2項 失踪の宣告によつて財産を得た者は,その取消しによつて権利を失う。ただし,現に利益を受けている限度においてのみ,その財産を返還する義務を負う。

第1 失踪宣告制度の概要(注釈375以下)

生死不明の長期の者に,“その住所地を中心とする法律関係を処理するため”死亡したものとみなす効果を生ずる制度をいう。

利害関係人により不在者の所在地の家庭裁判所に申し立てることによって開始され,家庭裁判所は,生存や異時死亡の証明をなす者がなく,生存について心証を得ないかぎりは,死亡につき確信を得なくても,裁量の余地なく宣告審判をしなければならない。

失踪宣告審判が確定したときは,新しい音信があったことが明らかになったような場合でも,異時死亡を理由とする失踪宣告の取消しをしなければならない。

死亡の効果を生じせしめるというのは,権利能力を剥奪するという意味ではなく,失踪者の最後の居住地において存在していた身分上・財産上の法律関係及びその継続と認められる関係について,死亡したものと同様の効果を生ぜしめることである。

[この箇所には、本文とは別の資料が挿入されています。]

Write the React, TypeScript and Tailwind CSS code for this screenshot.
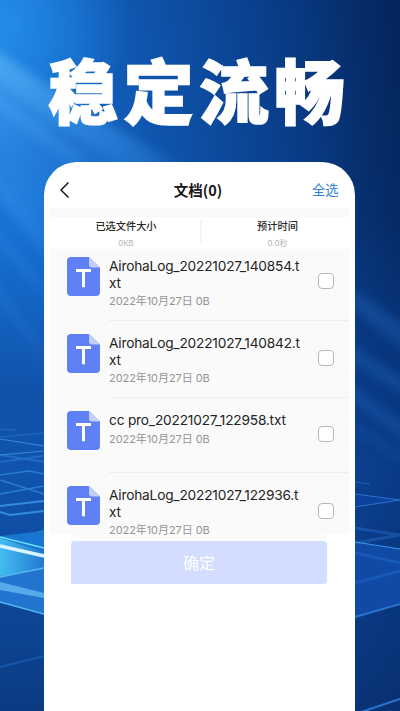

したがって,死亡した者とみなされた不在者は,新しい居住地において,新しく身分上・財産上の法律関係を形成して生活することは可能である。

【問題】行方不明となった者の債権者が,失踪期間満了の後,失踪宣告のある前に債務者の残留財産に強制執行した場合,この強制執行の効果は,どうなるか。(我妻T108,注釈387)

失踪宣告の効果は,失踪期間満了時(あるいは,危難などの去ったとき)に遡り,相続人を債務者として失効すべきであったことになるから,無効である。

【問題】失踪宣告によって婚姻が解消した生存配偶者の再婚に関しては,再婚禁止期間の規定(733条1項)は適用されるか。(注釈389)

適用されない(大正7年9月3日民第1735号法務局長回答)。